Exercise requirements:
Copy every entry exactly as given, minus the images.

start Data provided

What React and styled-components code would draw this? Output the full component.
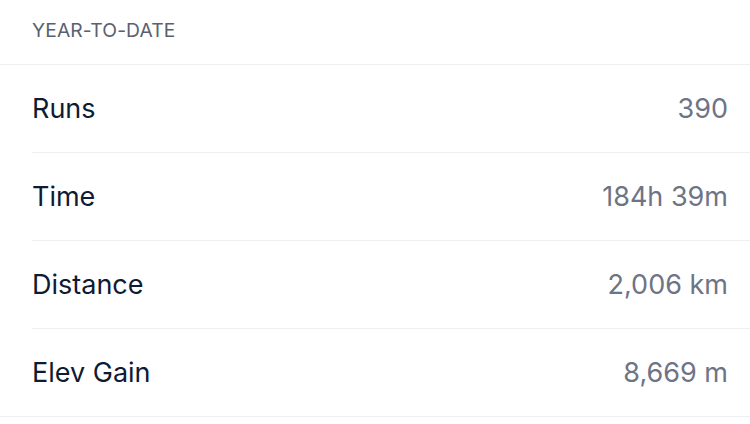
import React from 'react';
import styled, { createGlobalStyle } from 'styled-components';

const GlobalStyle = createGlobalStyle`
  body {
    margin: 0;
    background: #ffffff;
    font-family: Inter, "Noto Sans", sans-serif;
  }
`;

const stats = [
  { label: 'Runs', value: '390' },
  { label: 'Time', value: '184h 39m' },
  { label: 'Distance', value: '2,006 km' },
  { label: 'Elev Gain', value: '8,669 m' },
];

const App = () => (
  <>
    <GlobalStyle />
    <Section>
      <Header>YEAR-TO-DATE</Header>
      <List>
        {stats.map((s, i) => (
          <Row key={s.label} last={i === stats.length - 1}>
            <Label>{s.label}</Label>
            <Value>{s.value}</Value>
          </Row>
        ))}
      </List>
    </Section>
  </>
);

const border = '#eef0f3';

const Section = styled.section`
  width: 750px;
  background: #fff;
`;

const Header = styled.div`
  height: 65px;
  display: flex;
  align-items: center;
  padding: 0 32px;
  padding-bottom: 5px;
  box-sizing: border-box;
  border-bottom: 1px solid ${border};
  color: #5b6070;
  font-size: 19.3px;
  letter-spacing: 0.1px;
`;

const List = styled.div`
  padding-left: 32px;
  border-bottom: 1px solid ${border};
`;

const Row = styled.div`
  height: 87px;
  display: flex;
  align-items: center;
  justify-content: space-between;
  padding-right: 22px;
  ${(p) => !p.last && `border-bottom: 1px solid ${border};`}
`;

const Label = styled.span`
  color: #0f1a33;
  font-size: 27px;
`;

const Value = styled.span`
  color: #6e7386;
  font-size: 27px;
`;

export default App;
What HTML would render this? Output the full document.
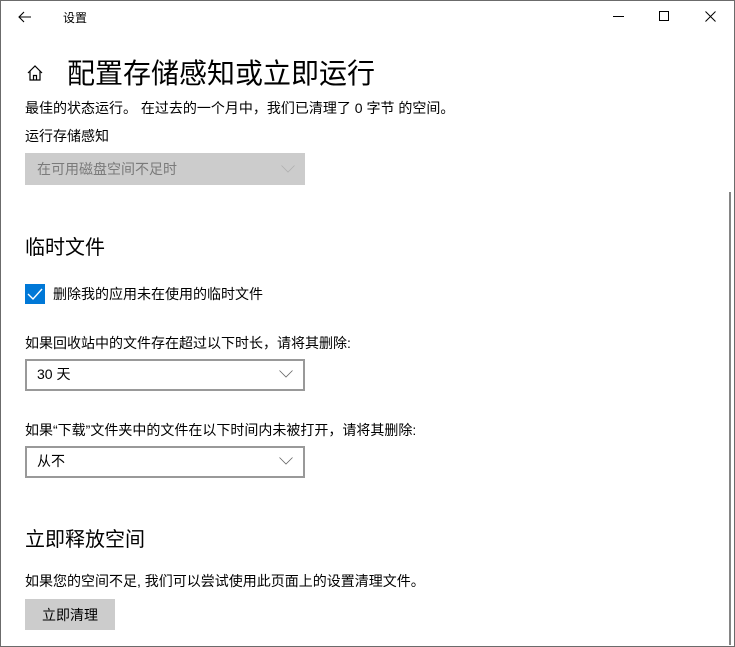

end Data provided

Solution to the exercise:
What React and styled-components code would draw this? Output the full component.
import React from 'react';
import styled, { createGlobalStyle } from 'styled-components';

const GlobalStyle = createGlobalStyle`
  body {
    margin: 0;
    background: #ffffff;
    font-family: Inter, "Noto Sans", sans-serif;
  }
`;

const stats = [
  { label: 'Runs', value: '390' },
  { label: 'Time', value: '184h 39m' },
  { label: 'Distance', value: '2,006 km' },
  { label: 'Elev Gain', value: '8,669 m' },
];

const App = () => (
  <>
    <GlobalStyle />
    <Section>
      <Header>YEAR-TO-DATE</Header>
      <List>
        {stats.map((s, i) => (
          <Row key={s.label} last={i === stats.length - 1}>
            <Label>{s.label}</Label>
            <Value>{s.value}</Value>
          </Row>
        ))}
      </List>
    </Section>
  </>
);

const border = '#eef0f3';

const Section = styled.section`
  width: 750px;
  background: #fff;
`;

const Header = styled.div`
  height: 65px;
  display: flex;
  align-items: center;
  padding: 0 32px;
  padding-bottom: 5px;
  box-sizing: border-box;
  border-bottom: 1px solid ${border};
  color: #5b6070;
  font-size: 19.3px;
  letter-spacing: 0.1px;
`;

const List = styled.div`
  padding-left: 32px;
  border-bottom: 1px solid ${border};
`;

const Row = styled.div`
  height: 87px;
  display: flex;
  align-items: center;
  justify-content: space-between;
  padding-right: 22px;
  ${(p) => !p.last && `border-bottom: 1px solid ${border};`}
`;

const Label = styled.span`
  color: #0f1a33;
  font-size: 27px;
`;

const Value = styled.span`
  color: #6e7386;
  font-size: 27px;
`;

export default App;
What HTML would render this? Output the full document.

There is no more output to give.